It is recommended that licensing laws should not empower the licensing authorities to refuse a licence if they think that there are sufficient numbers of licensed businesses in the industry already. There should be no “need and desirability” criterion in a licensing law. Needs and desirability are determined by market forces – being the needs and desires of ordinary people and firms.
It may be argued that if too many licences are granted, the industry will become overtraded.
But it is not for a government agency like a licensing authority to determine what the optimum number of suppliers in an industry should be. This is best left to businesspeople and investors who are prepared to hazard their own efforts and finances in launching an enterprise. To give a government authority the power to decide if a particular industry is overtraded leads directly to that authority protecting the existing businesses, at the cost of the public and the economy in general.
RECOMMENDATION 12
There should be no special requirements for individuals or premises.
Licensing laws frequently require a person to comply with educational requirements or special skills before he or she will be granted a licence. For example, licensing laws sometimes provide that the person in control of the business must be able to read or write.
And the Western Cape Liquor Act, 2008, and its regulations requires liquor store licensees physically or electronically to write out records of sales and keep copies.
Legislative requirements such as these give an advantage to business applicants with a good education, at the expense of applicants who have not been fortunate enough to receive an education at the same high standard.
Or the legislation may empower the licensing authority to refuse a licence if in its opinion the business premises will be “unsuitable” in that they will be detrimental to “amenities” of the neighbourhood.
Requirements such as these give an advantage to applicants who have more funds to enable them to build grander or more stylish premises, and place applicants of more modest means at a disadvantage.
It is therefore recommended that licensing laws should not impose special requirements with which businesspeople or their premises must comply.
It could be contended that it is desirable to impose requirements of these kinds to raise standards in the industry.
However, legislation that increases standards tends to operate to the benefit of privileged people, and to the disadvantage of the less privileged. Industrial standards are best raised through market forces, usually being the demands and preferences of ordinary consumers.
RECOMMENDATION 13
There should be no exemptions for government-owned businesses.
Licensing legislation frequently exempts businesses that are run by the government from having to obtain a licence, even though private businesses with which they compete are obliged to comply with the licensing requirements.
For example, the Businesses Act, 1991, says that the state or a local authority is exempted from the obligation to obtain a licence under that Act to keep a cinema or theatre.
Exemptions such as these do not deal with all businesses equally, and give an unfair advantage to government businesses at the expense of private enterprise. It is a trite requirement of the rule of law that the law applies equally between the governed and the governing, and this is further reinforced by section 9(1) of the Constitution.
It is therefore proposed that licensing laws should not exempt enterprises conducted by governments from the obligations imposed on private-sector businesses to obtain licences before embarking on the enterprise.
It could be said that the government can be trusted to comply with all the provisions which the law requires must be met before a licence is granted.

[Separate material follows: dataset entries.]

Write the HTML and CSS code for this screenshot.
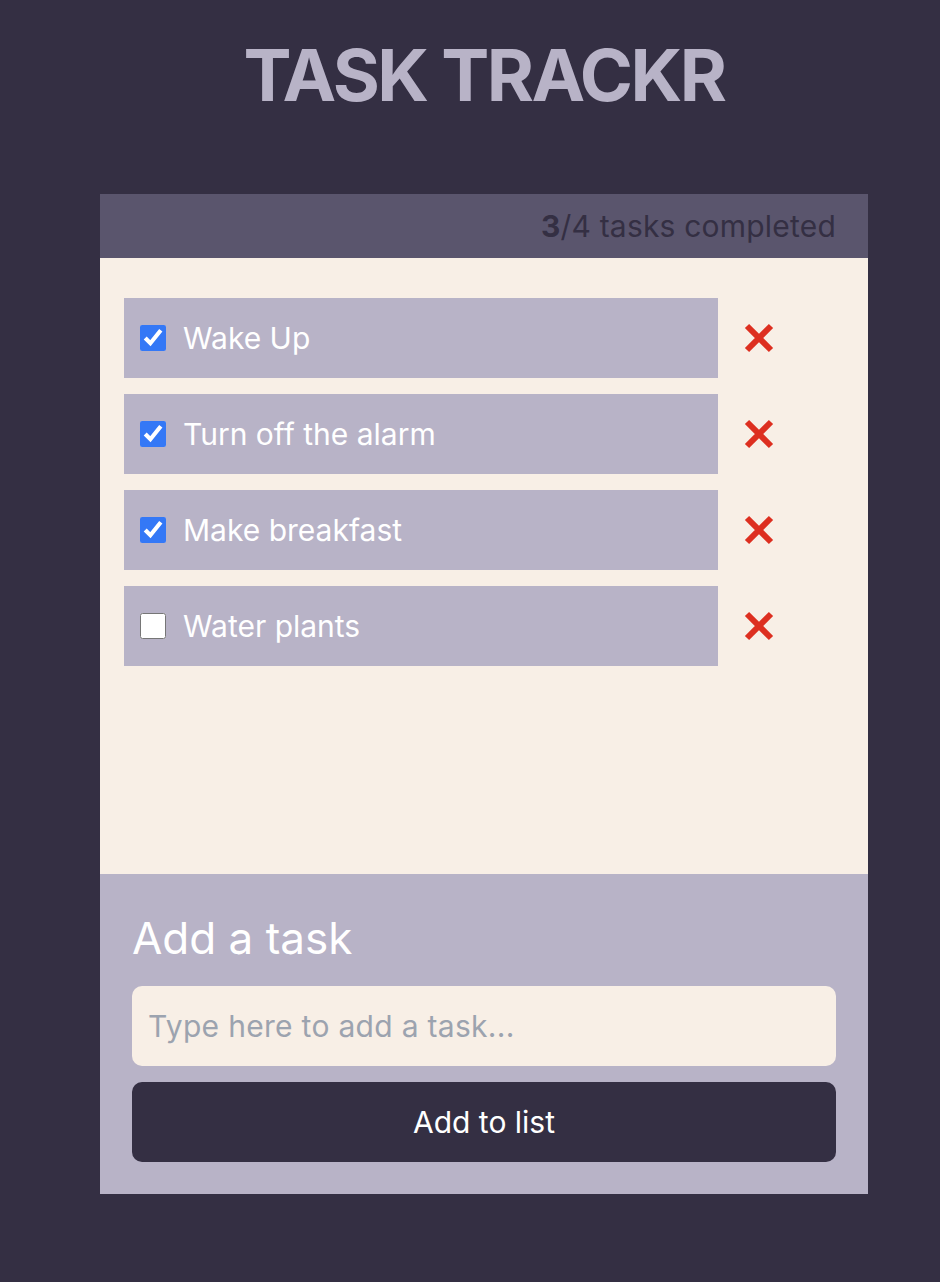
FILE: index.html
```html
<!DOCTYPE html>
<html lang="en">
<head>
<meta charset="utf-8">
<title>Task Trackr</title>
<link rel="stylesheet" href="styles.css">
</head>
<body>
<main class="page">
  <h1 class="title">TASK TRACKR</h1>
  <section class="card">
    <header class="card-header">
      <p class="count"><strong>3</strong>/4 tasks completed</p>
    </header>
    <ul class="task-list">
      <li class="task-row">
        <label class="task"><input type="checkbox" class="check" checked><span>Wake Up</span></label>
        <button class="delete" aria-label="Delete task"><svg viewBox="0 0 34 34" class="x-icon"><path d="M5 5 L29 29 M29 5 L5 29"/></svg></button>
      </li>
      <li class="task-row">
        <label class="task"><input type="checkbox" class="check" checked><span>Turn off the alarm</span></label>
        <button class="delete" aria-label="Delete task"><svg viewBox="0 0 34 34" class="x-icon"><path d="M5 5 L29 29 M29 5 L5 29"/></svg></button>
      </li>
      <li class="task-row">
        <label class="task"><input type="checkbox" class="check" checked><span>Make breakfast</span></label>
        <button class="delete" aria-label="Delete task"><svg viewBox="0 0 34 34" class="x-icon"><path d="M5 5 L29 29 M29 5 L5 29"/></svg></button>
      </li>
      <li class="task-row">
        <label class="task"><input type="checkbox" class="check"><span>Water plants</span></label>
        <button class="delete" aria-label="Delete task"><svg viewBox="0 0 34 34" class="x-icon"><path d="M5 5 L29 29 M29 5 L5 29"/></svg></button>
      </li>
    </ul>
    <form class="add-form">
      <h2 class="add-title">Add a task</h2>
      <input type="text" class="add-input" placeholder="Type here to add a task...">
      <button type="button" class="add-button">Add to list</button>
    </form>
  </section>
</main>
</body>
</html>
```

FILE: styles.css
```css
* { box-sizing: border-box; }

html, body {
  margin: 0;
  padding: 0;
  background: #342f43;
  font-family: Inter, "Noto Sans", "Liberation Sans", sans-serif;
}

.page {
  width: 940px;
  min-height: 1282px;
  padding-top: 31px;
  padding-left: 28px;
  display: flex;
  flex-direction: column;
  align-items: center;
}

.title {
  margin: 0 0 75px;
  font-size: 72px;
  line-height: 88px;
  font-weight: 700;
  color: #b8b3c7;
  letter-spacing: -2.5px;
}

.card {
  width: 768px;
  display: flex;
  flex-direction: column;
}

.card-header {
  height: 64px;
  background: #5a556d;
  display: flex;
  align-items: center;
  justify-content: flex-end;
  padding: 0 32px;
}

.count {
  margin: 0;
  font-size: 30px;
  color: #342f43;
  letter-spacing: 0.2px;
}

.count strong { font-weight: 700; }

.task-list {
  list-style: none;
  margin: 0;
  height: 616px;
  padding: 40px 68px 40px 24px;
  background: #f8efe6;
  display: flex;
  flex-direction: column;
  gap: 16px;
}

.task-row {
  display: flex;
  align-items: center;
}

.task {
  flex: 1;
  height: 80px;
  background: #b8b3c7;
  display: flex;
  align-items: center;
  gap: 17px;
  padding-left: 16px;
  font-size: 30px;
  color: #ffffff;
}

.check {
  width: 26px;
  height: 26px;
  margin: 0;
  accent-color: #3478f6;
}

.delete {
  border: 0;
  background: none;
  padding: 0 24px;
  margin: 0;
  display: flex;
  cursor: pointer;
}

.x-icon {
  width: 34px;
  height: 34px;
  stroke: #dd2f20;
  stroke-width: 6;
  stroke-linecap: butt;
  fill: none;
}

.add-form {
  background: #b8b3c7;
  padding: 32px;
  display: flex;
  flex-direction: column;
}

.add-title {
  margin: 0 0 16px;
  font-size: 44px;
  line-height: 64px;
  font-weight: 400;
  color: #ffffff;
}

.add-input {
  height: 80px;
  border: 0;
  border-radius: 10px;
  background: #f8efe6;
  padding: 0 16px;
  font-family: inherit;
  font-size: 30px;
  letter-spacing: 0.3px;
  color: #342f43;
  margin-bottom: 16px;
  outline: none;
}

.add-input::placeholder { color: #9ca3af; }

.add-button {
  height: 80px;
  border: 0;
  border-radius: 10px;
  background: #342f43;
  color: #ffffff;
  font-family: inherit;
  font-size: 30px;
  cursor: pointer;
}
```
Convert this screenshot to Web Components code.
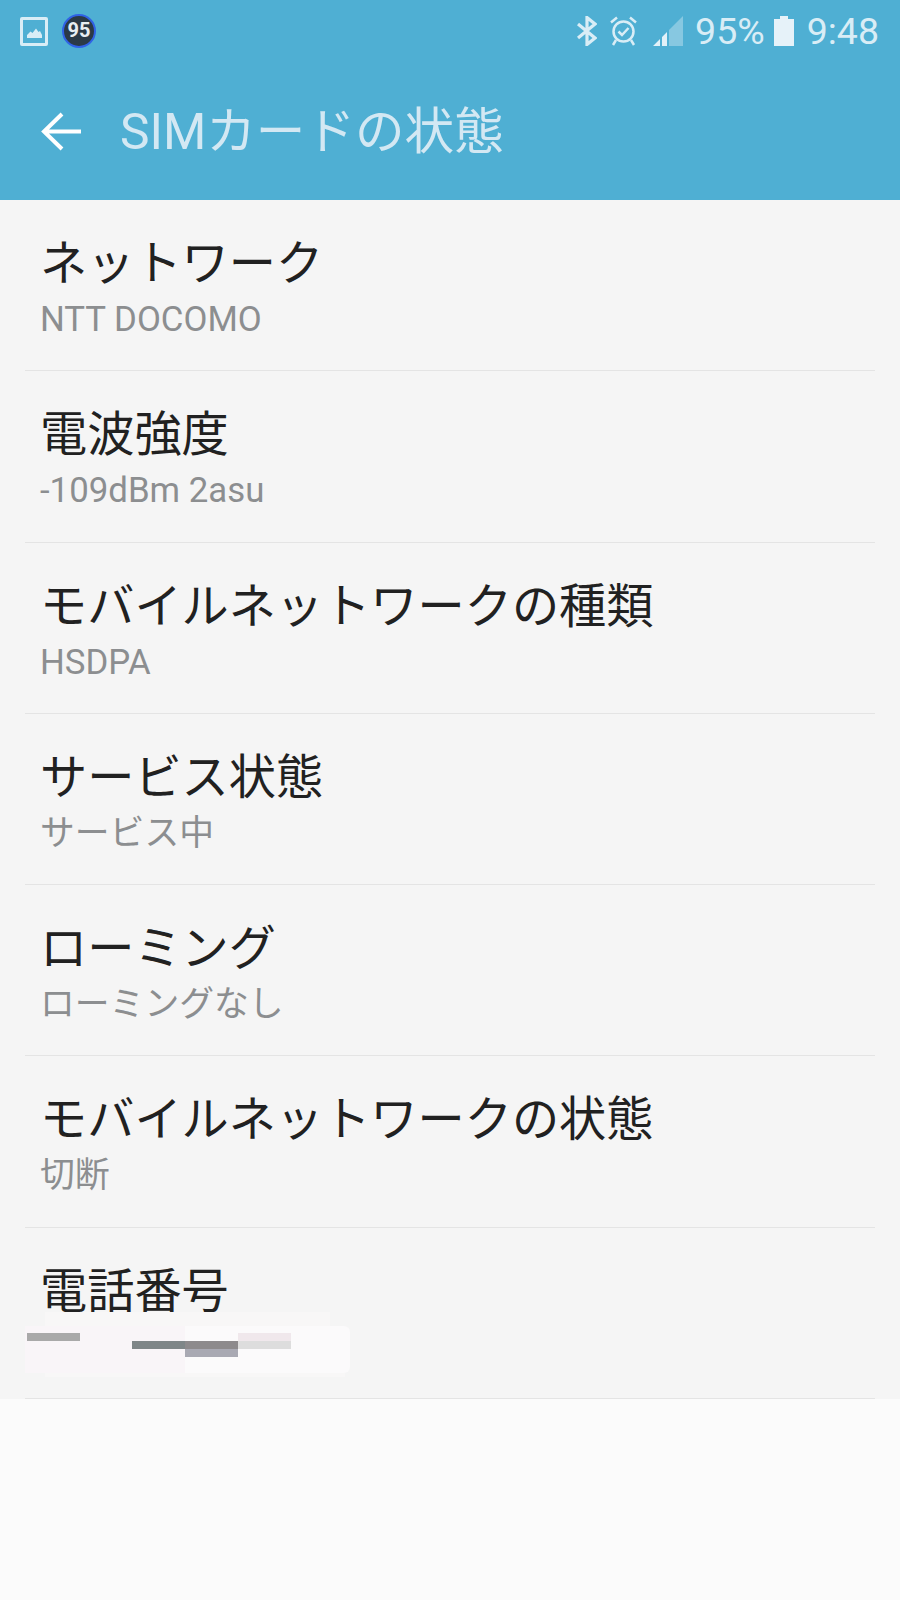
<!DOCTYPE html>
<html lang="ja">
<head>
<meta charset="utf-8">
<style>
  html, body { margin: 0; padding: 0; }
  body { width: 900px; height: 1600px; background: #fbfbfb; font-family: Roboto, "Noto Sans CJK JP", sans-serif; overflow: hidden; }
</style>
</head>
<body>
<app-header title-text="SIMカードの状態"></app-header>
<info-list>
  <info-row label="ネットワーク">NTT DOCOMO</info-row>
  <info-row label="電波強度">-109dBm 2asu</info-row>
  <info-row label="モバイルネットワークの種類">HSDPA</info-row>
  <info-row label="サービス状態">サービス中</info-row>
  <info-row label="ローミング">ローミングなし</info-row>
  <info-row label="モバイルネットワークの状態">切断</info-row>
  <info-row label="電話番号"><redacted-number></redacted-number></info-row>
</info-list>
<script>
class StatusBar extends HTMLElement {
  connectedCallback() {
    this.attachShadow({ mode: 'open' });
    this.shadowRoot.innerHTML = `
      <style>
        :host { display: flex; align-items: center; justify-content: space-between; height: 62px; padding: 0 21px 0 20px; color: #d9edf6; font-size: 37.5px; }
        .side { display: flex; align-items: center; }
        svg { display: block; }
        .badge { box-sizing: border-box; width: 34px; height: 34px; margin-left: 14px; border-radius: 50%; border: 2.5px solid #2f62e6; background: #2b3a46; color: #e8eef2; font: 700 20px/29px Roboto, sans-serif; text-align: center; }
        .pct { margin-left: 12px; }
        .time { margin-left: 13px; }
      </style>
      <div class="side">
        <svg width="28" height="29" viewBox="0 0 28 29"><path fill="#d9edf6" fill-rule="evenodd" d="M2 0h24a2 2 0 0 1 2 2v25a2 2 0 0 1-2 2H2a2 2 0 0 1-2-2V2a2 2 0 0 1 2-2zM3 3v23h22V3zM7 21v-3l3.500-3.500 2 1.500 3.500-4.500 2.500 3.500 1.500-1 2 4v3z"/></svg>
        <div class="badge">95</div>
      </div>
      <div class="side">
        <svg width="20" height="30" viewBox="0 0 20 30"><path fill="none" stroke="#d9edf6" stroke-width="3.200" d="M1 8l17 14-8 6.500V1.500L18 8 1 22"/></svg>
        <svg style="margin-left:13px" width="27" height="30" viewBox="0 0 27 30"><g fill="none" stroke="#d9edf6" stroke-width="2.500"><circle cx="13.500" cy="15.500" r="10"/><path d="M8.500 15.500l3.500 3.500 6.500-7M1 6.500l6-5M26 6.500l-6-5M6 24l-3 5M21 24l3 5"/></g></svg>
        <svg style="margin-left:16px" width="30" height="30" viewBox="0 0 30 30"><path fill="#e2f1f8" d="M0 30l7-7v7zM9 21l5-5v14H9z"/><path fill="#e2f1f8" fill-opacity=".38" d="M16 14L30 0v30H16z"/></svg>
        <span class="pct">95%</span>
        <svg style="margin-left:9px" width="20" height="30" viewBox="0 0 20 30"><path fill="#e6f2f9" d="M6 0h8v3h6v27H0V3h6z"/></svg>
        <span class="time">9:48</span>
      </div>`;
  }
}
customElements.define('status-bar', StatusBar);

class AppHeader extends HTMLElement {
  connectedCallback() {
    this.attachShadow({ mode: 'open' });
    this.shadowRoot.innerHTML = `
      <style>
        :host { display: block; height: 200px; background: #4fafd3; box-sizing: border-box; }
        .bar { display: flex; align-items: center; height: 138px; padding-left: 40px; }
        .title { margin: 4px 0 0 39px; color: #d3e8f3; font-size: 49.6px; line-height: 1; }
        svg { display: block; }
      </style>
      <status-bar></status-bar>
      <div class="bar">
        <svg width="41" height="41" viewBox="0 0 41 41"><path fill="none" stroke="#fff" stroke-width="4" d="M41 20.500H4M22 3L4 20.500 22 38"/></svg>
        <span class="title">${this.getAttribute('title-text')}</span>
      </div>`;
  }
}
customElements.define('app-header', AppHeader);

class InfoList extends HTMLElement {
  connectedCallback() {
    this.attachShadow({ mode: 'open' });
    this.shadowRoot.innerHTML = `
      <style>
        :host { display: block; background: #f5f5f5; }
      </style>
      <slot></slot>`;
  }
}
customElements.define('info-list', InfoList);

class InfoRow extends HTMLElement {
  connectedCallback() {
    this.attachShadow({ mode: 'open' });
    this.shadowRoot.innerHTML = `
      <style>
        :host { display: block; height: 171.25px; box-sizing: border-box; margin: 0 25px; padding: 35px 15px 0; border-bottom: 1.5px solid #e4e4e4; }
        .label { color: #212121; font-size: 47.2px; line-height: 58px; white-space: nowrap; }
        .value { color: #8c8e90; font-size: 34.8px; line-height: 40px; margin-top: 6px; white-space: nowrap; }
      </style>
      <div class="label">${this.getAttribute('label')}</div>
      <div class="value"><slot></slot></div>`;
  }
}
customElements.define('info-row', InfoRow);

// blurred out phone number
class RedactedNumber extends HTMLElement {
  connectedCallback() {
    this.attachShadow({ mode: 'open' });
    this.shadowRoot.innerHTML = `
      <style>
        :host { display: block; position: relative; height: 40px; margin-top: -1px; }
        div { position: absolute; }
        .top { left: 5px; top: -14px; width: 285px; height: 14px; background: #f8f7f7; }
        .bottom { left: 5px; top: 47px; width: 300px; height: 4px; background: #f8f7f7; }
        .left { left: -15px; top: 0; width: 160px; height: 47px; background: #f9f5f8; }
        .right { left: 145px; top: 0; width: 165px; height: 47px; background: #fbfafb; border-radius: 0 6px 6px 0; }
        .a { left: -13px; top: 7px; width: 53px; height: 8px; background: #a9a9a9; }
        .b { left: 92px; top: 15px; width: 53px; height: 8px; background: #7f8688; }
        .c { left: 145px; top: 15px; width: 53px; height: 8px; background: #8d8a8c; }
        .d { left: 145px; top: 23px; width: 53px; height: 8px; background: #a9a9b3; }
        .e { left: 198px; top: 7px; width: 53px; height: 8px; background: #f0e8ec; }
        .f { left: 198px; top: 15px; width: 53px; height: 8px; background: #dddddd; }
      </style>
      <div class="top"></div><div class="bottom"></div><div class="left"></div><div class="right"></div>
      <div class="a"></div><div class="b"></div><div class="c"></div><div class="d"></div><div class="e"></div><div class="f"></div>`;
  }
}
customElements.define('redacted-number', RedactedNumber);
</script>
</body>
</html>
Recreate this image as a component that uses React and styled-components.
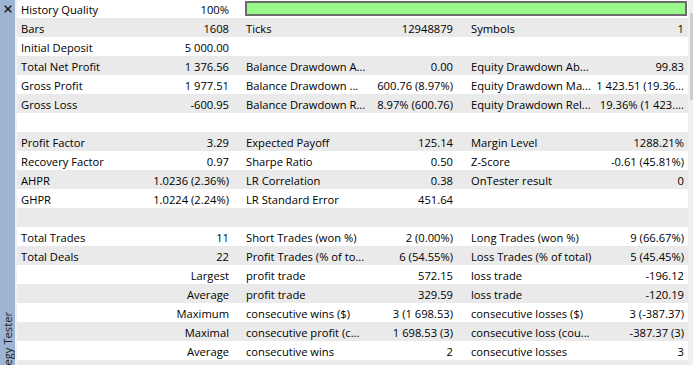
import React from "react";
import styled, { createGlobalStyle } from "styled-components";

const Global = createGlobalStyle`
  html, body { margin: 0; padding: 0; background: #ffffff; overflow: hidden; }
  * { box-sizing: border-box; }
`;

const Window = styled.div`
  display: flex;
  width: 693px;
  height: 365px;
  overflow: hidden;
  background: #ffffff;
  font-family: "Open Sans", "Noto Sans", "Liberation Sans", sans-serif;
  font-size: 11.2px;
  color: #000000;
`;

const Strip = styled.div`
  flex: 0 0 17px;
  display: flex;
  flex-direction: column;
  align-items: flex-start;
  background: #9db5d3;
  border-right: 2px solid #eef1f5;
  overflow: hidden;
`;

const CloseButton = styled.svg`
  display: block;
  margin: 5px 0 0 4px;
  flex: 0 0 auto;
`;

const VerticalLabel = styled.div`
  margin-top: auto;
  margin-bottom: -25px;
  margin-left: 1px;
  writing-mode: vertical-rl;
  transform: rotate(180deg);
  line-height: 14px;
  white-space: nowrap;
  color: #1b1b1b;
`;

const Table = styled.div`
  flex: 1 1 auto;
  display: flex;
  flex-direction: column;
  margin-top: -1px;
  overflow: hidden;
`;

const Row = styled.div`
  display: grid;
  grid-template-columns: 118px 102px 135px 89px 131px 96px;
  flex: 0 0 19px;
  height: 19px;
  line-height: 19px;
  background: ${(p) => (p.$alt ? "#eaeaea" : "#ffffff")};
`;

const labelPad = { 1: 4, 2: 9, 3: 10 };
const valuePad = { 1: 8, 2: 8, 3: 4 };

const Label = styled.div`
  padding-left: ${(p) => labelPad[p.$col]}px;
  padding-top: 1px;
  white-space: nowrap;
  overflow: hidden;
`;

const Value = styled.div`
  padding-right: ${(p) => valuePad[p.$col]}px;
  padding-top: 1px;
  text-align: right;
  white-space: nowrap;
  overflow: hidden;
`;

const QualityBar = styled.div`
  grid-column: 3 / 7;
  align-self: start;
  height: 15px;
  margin: 2px 1px 0 8px;
  background: #98f98a;
  border: 2px solid #6c6c6c;
`;

const Scrollbar = styled.div`
  flex: 0 0 5px;
  display: flex;
  justify-content: flex-end;
  background: #f0f0f0;
`;

const Thumb = styled.div`
  width: 3px;
  height: 87px;
  margin-top: 13px;
  background: #cdcdcd;
`;

const rows = [
  null,
  ["Bars", "1608", "Ticks", "12948879", "Symbols", "1"],
  ["Initial Deposit", "5 000.00", "", "", "", ""],
  ["Total Net Profit", "1 376.56", "Balance Drawdown A...", "0.00", "Equity Drawdown Ab...", "99.83"],
  ["Gross Profit", "1 977.51", "Balance Drawdown ...", "600.76 (8.97%)", "Equity Drawdown Ma...", "1 423.51 (19.36..."],
  ["Gross Loss", "-600.95", "Balance Drawdown R...", "8.97% (600.76)", "Equity Drawdown Rel...", "19.36% (1 423...."],
  ["", "", "", "", "", ""],
  ["Profit Factor", "3.29", "Expected Payoff", "125.14", "Margin Level", "1288.21%"],
  ["Recovery Factor", "0.97", "Sharpe Ratio", "0.50", "Z-Score", "-0.61 (45.81%)"],
  ["AHPR", "1.0236 (2.36%)", "LR Correlation", "0.38", "OnTester result", "0"],
  ["GHPR", "1.0224 (2.24%)", "LR Standard Error", "451.64", "", ""],
  ["", "", "", "", "", ""],
  ["Total Trades", "11", "Short Trades (won %)", "2 (0.00%)", "Long Trades (won %)", "9 (66.67%)"],
  ["Total Deals", "22", "Profit Trades (% of to...", "6 (54.55%)", "Loss Trades (% of total)", "5 (45.45%)"],
  ["", "Largest", "profit trade", "572.15", "loss trade", "-196.12"],
  ["", "Average", "profit trade", "329.59", "loss trade", "-120.19"],
  ["", "Maximum", "consecutive wins ($)", "3 (1 698.53)", "consecutive losses ($)", "3 (-387.37)"],
  ["", "Maximal", "consecutive profit (c...", "1 698.53 (3)", "consecutive loss (cou...", "-387.37 (3)"],
  ["", "Average", "consecutive wins", "2", "consecutive losses", "3"],
  ["", "", "", "", "", ""],
];

export default function App() {
  return (
    <>
      <Global />
      <Window>
        <Strip>
          <CloseButton width="8" height="8" viewBox="0 0 8 8">
            <path d="M0.7 0.7 L7.3 7.3 M7.3 0.7 L0.7 7.3" stroke="#1e1e1e" strokeWidth="1.6" fill="none" />
          </CloseButton>
          <VerticalLabel>Strategy Tester</VerticalLabel>
        </Strip>
        <Table>
          {rows.map((r, i) =>
            r === null ? (
              <Row key={i} $alt={false}>
                <Label $col={1}>History Quality</Label>
                <Value $col={1}>100%</Value>
                <QualityBar />
              </Row>
            ) : (
              <Row key={i} $alt={i % 2 === 1}>
                <Label $col={1}>{r[0]}</Label>
                <Value $col={1}>{r[1]}</Value>
                <Label $col={2}>{r[2]}</Label>
                <Value $col={2}>{r[3]}</Value>
                <Label $col={3}>{r[4]}</Label>
                <Value $col={3}>{r[5]}</Value>
              </Row>
            )
          )}
        </Table>
        <Scrollbar>
          <Thumb />
        </Scrollbar>
      </Window>
    </>
  );
}
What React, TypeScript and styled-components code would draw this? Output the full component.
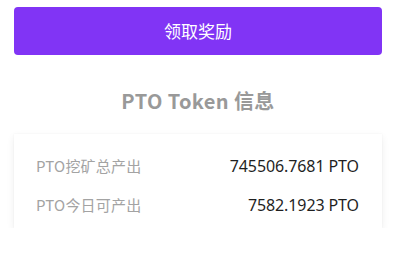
import React from "react";
import styled, { createGlobalStyle } from "styled-components";

const Global = createGlobalStyle`
  html, body { margin: 0; padding: 0; background: #ffffff; }
  body { font-family: "Noto Sans", "Noto Sans CJK SC", sans-serif; }
`;

const Page = styled.div`
  width: 398px;
  padding: 7px 16px 0 14px;
  box-sizing: border-box;
  display: flex;
  flex-direction: column;
`;

const ClaimButton = styled.button`
  height: 48px;
  width: 100%;
  border: none;
  border-radius: 4px;
  background: #8134f5;
  color: #ffffff;
  font-family: "Noto Sans CJK SC", sans-serif;
  font-size: 17px;
  font-weight: 400;
  display: flex;
  align-items: center;
  justify-content: center;
  padding: 0;
  padding-bottom: 1px;
`;

const Title = styled.h2`
  margin: 0;
  height: 79px;
  box-sizing: border-box;
  display: flex;
  align-items: center;
  justify-content: center;
  font-family: "Noto Sans CJK SC", sans-serif;
  font-weight: 700;
  font-size: 20px;
  color: #999999;
  letter-spacing: 0.4px;
  padding-top: 12px;
`;

const Card = styled.div`
  background: #ffffff;
  box-shadow: 0 3px 8px rgba(0, 0, 0, 0.07), 0 0 2px rgba(0, 0, 0, 0.04);
  padding: 12px 23px 4px 22px;
  display: flex;
  flex-direction: column;
`;

const Row = styled.div`
  height: 39px;
  display: flex;
  align-items: center;
  justify-content: space-between;
`;

const Label = styled.span`
  font-family: "Noto Sans CJK SC", sans-serif;
  font-size: 15px;
  color: #a3a3a3;
  letter-spacing: 0.2px;
`;

const Value = styled.span`
  font-family: "Noto Sans", "Noto Sans CJK SC", sans-serif;
  font-size: 16px;
  color: #1f1f1f;
  letter-spacing: -0.1px;
`;

const rows = [
  { label: "PTO挖矿总产出", value: "745506.7681 PTO" },
  { label: "PTO今日可产出", value: "7582.1923 PTO" },
];

export default function App() {
  return (
    <>
      <Global />
      <Page>
        <ClaimButton>领取奖励</ClaimButton>
        <Title>PTO Token 信息</Title>
        <Card>
          {rows.map((r) => (
            <Row key={r.label}>
              <Label>{r.label}</Label>
              <Value>{r.value}</Value>
            </Row>
          ))}
        </Card>
      </Page>
    </>
  );
}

It could also be asserted that there is no point in asking the government to apply to itself for a licence.
These arguments ignore the costs to private businesses of having to obtain a licence. If any sector is exempt from the licensing requirement, this operates unfairly against businesses that are not exempt. Moreover, experience shows that governments do not always comply with legislative requirements before exercising their powers. Licensing authorities are to some degree independent of the government, and it is not unreasonable to require the government to apply to the licensing authority for a licence, in the same way as a private business.
RECOMMENDATION 14
Licensed operators should not be disciplined by people in the same business field.
Licensing laws often subject people in business to being policed, investigated, and disciplined by their competitors.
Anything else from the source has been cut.